Allo scopo quindi di contrastare e contenere il diffondersi del virus SARS-CoV-2, a decorrere dalle ore 00:00 del 12 maggio 2021 e fino alle ore 24:00 del 18 maggio 2021, ferme restando le misure statali di contenimento del rischio di diffusione del virus già vigenti sull’intero territorio regionale, nei due Comuni valgono le regole della “zona arancione” e inoltre è vietato ogni spostamento all’interno degli stessi, salvo se motivato da comprovate esigenze lavorative o situazioni di necessità ovvero per motivi di salute. È consentito il rientro presso il proprio domicilio, abitazione o residenza. Sono comunque consentiti gli spostamenti strettamente necessari ad assicurare lo svolgimento della didattica in presenza nei limiti in cui la stessa è consentita. Il transito sui territori dei due Comuni è consentito qualora necessario a raggiungere ulteriori territori non soggetti a restrizioni negli spostamenti o nei casi in cui gli spostamenti sono consentiti dalla normativa vigente. In ogni caso occorre far uso dell’autocertificazione riguardo alle cause giustificative dello spostamento.

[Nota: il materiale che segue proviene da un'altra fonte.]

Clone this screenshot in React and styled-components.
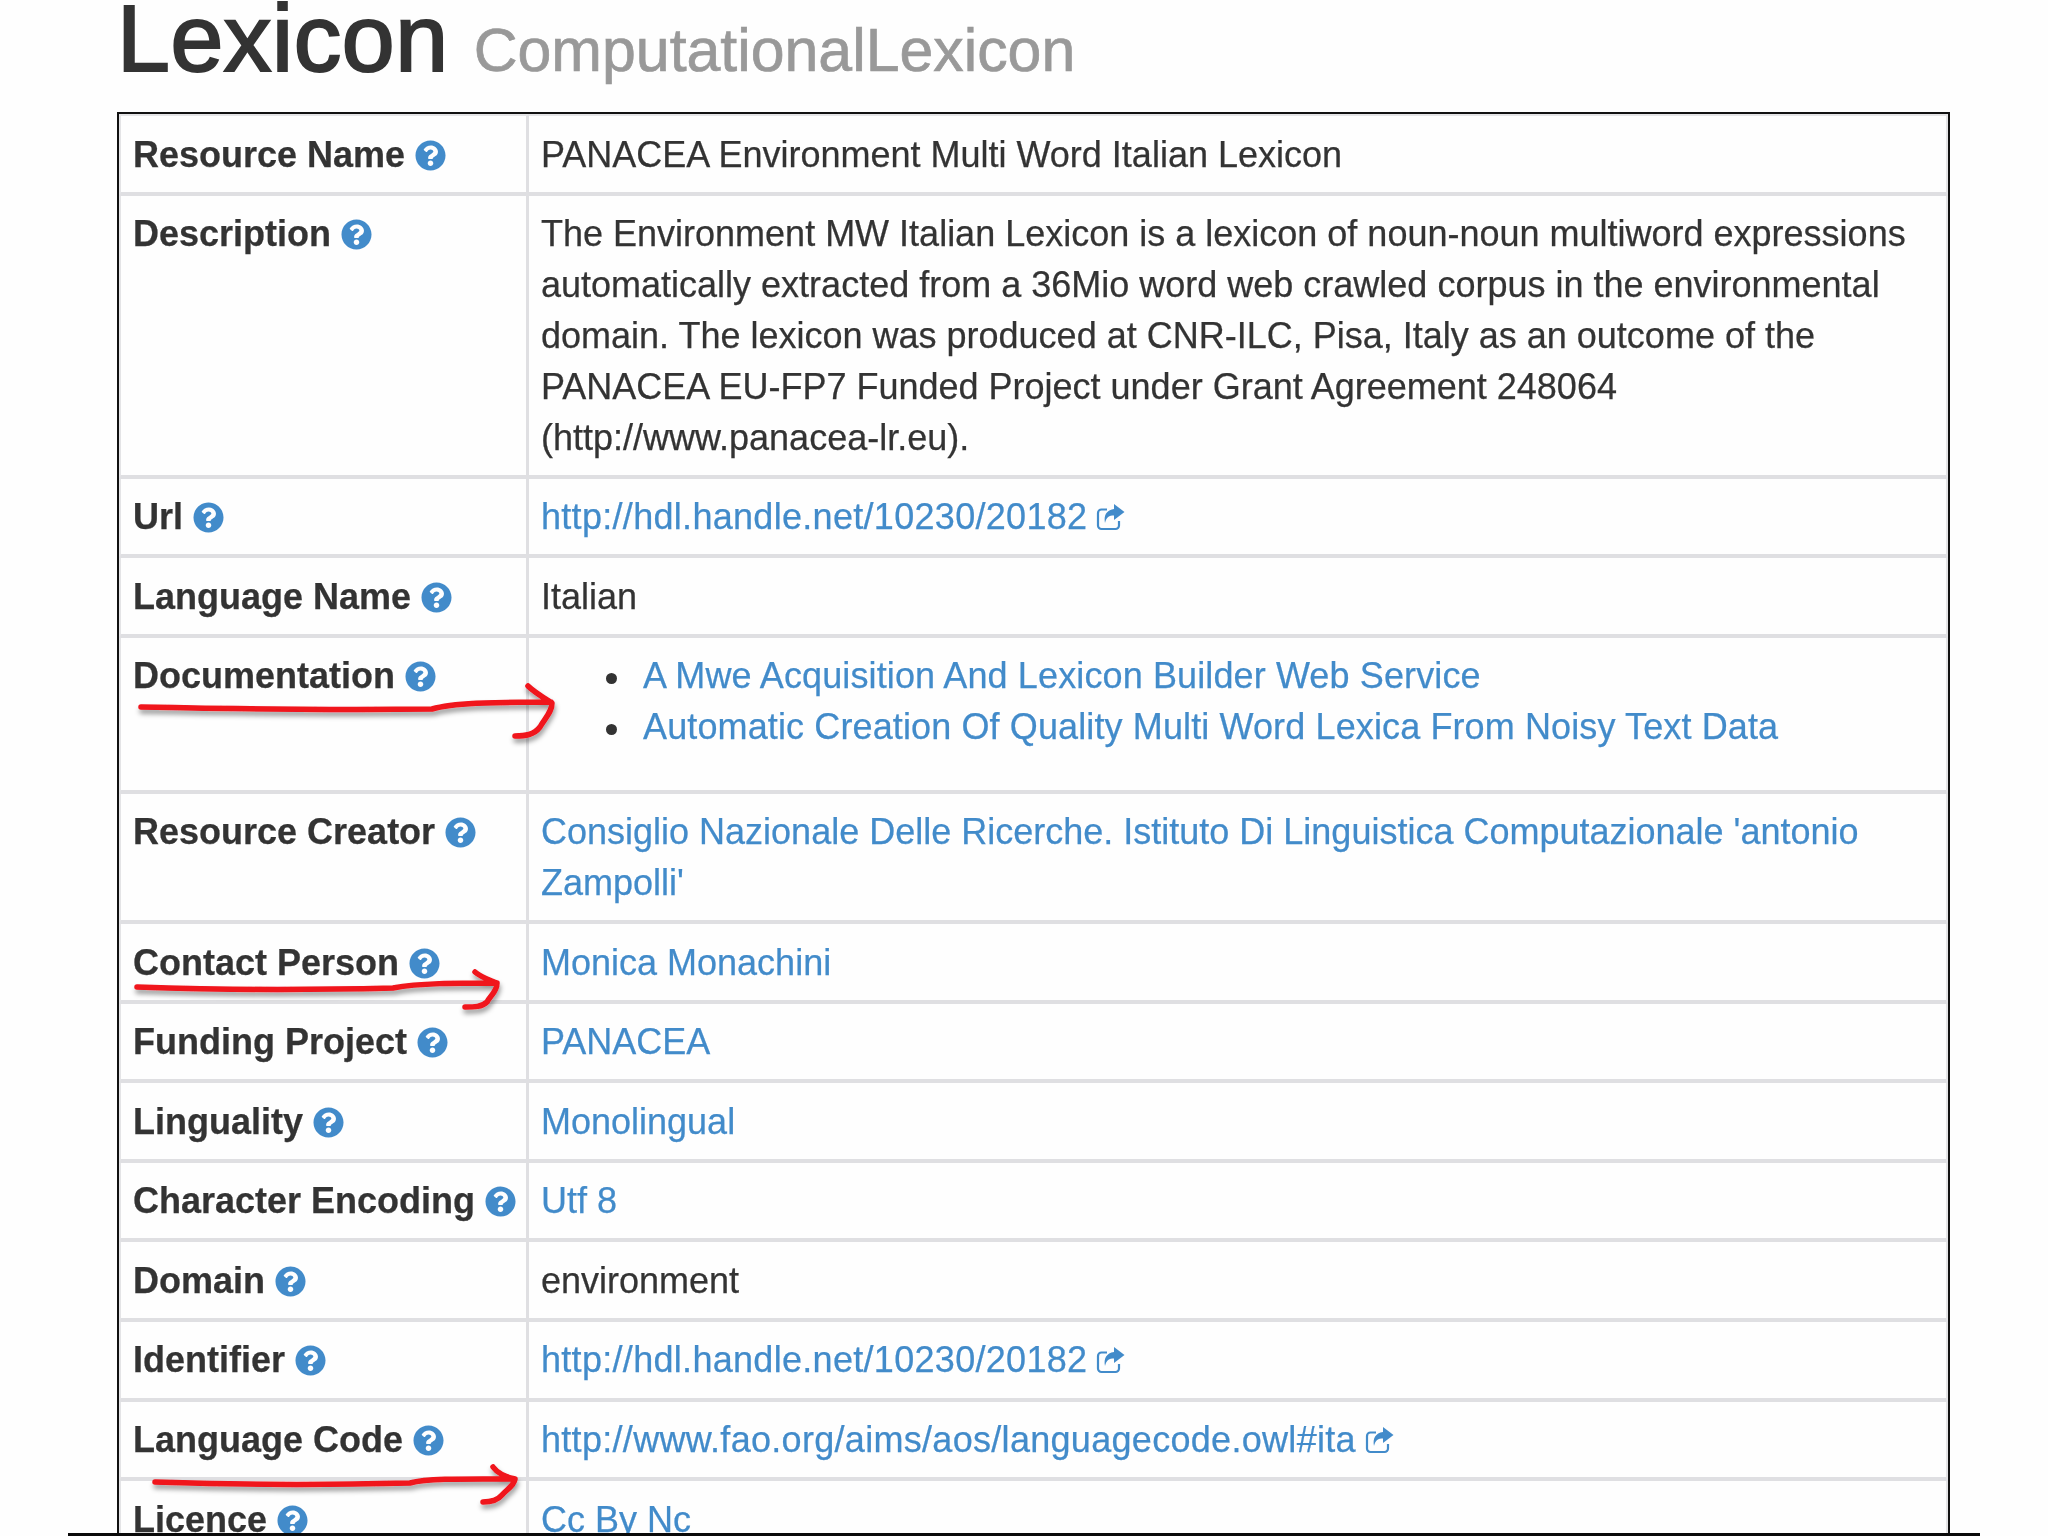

La Regione si vuole far trovare pronta al previsto momento delle riaperture e per questo chiede a tutti i cittadini di essere attenti, perché il virus è ancora in circolazione e ci sono ancora molte persone ricoverate nelle strutture ospedaliere. Tale provvedimento viene adottato seguendo il principio di precauzione e gradualità per favorire il controllo della curva epidemiologica anche sui singoli territori comunali, laddove i dati epidemiologici a carattere locale e comunale fotografano una situazione a cui prestare una attenzione ancora maggiore. Ad Acqualagna e Petriano si applicano quindi le misure di cui agli articoli 36 e 37 (misure zona arancione integrale) e 40 (limitazione spostamenti zona rossa) del decreto del Presidente del Consiglio dei ministri del 2 marzo 2021. Occorre sempre far uso dell’autocertificazione riguardo alle cause giustificative dello spostamento.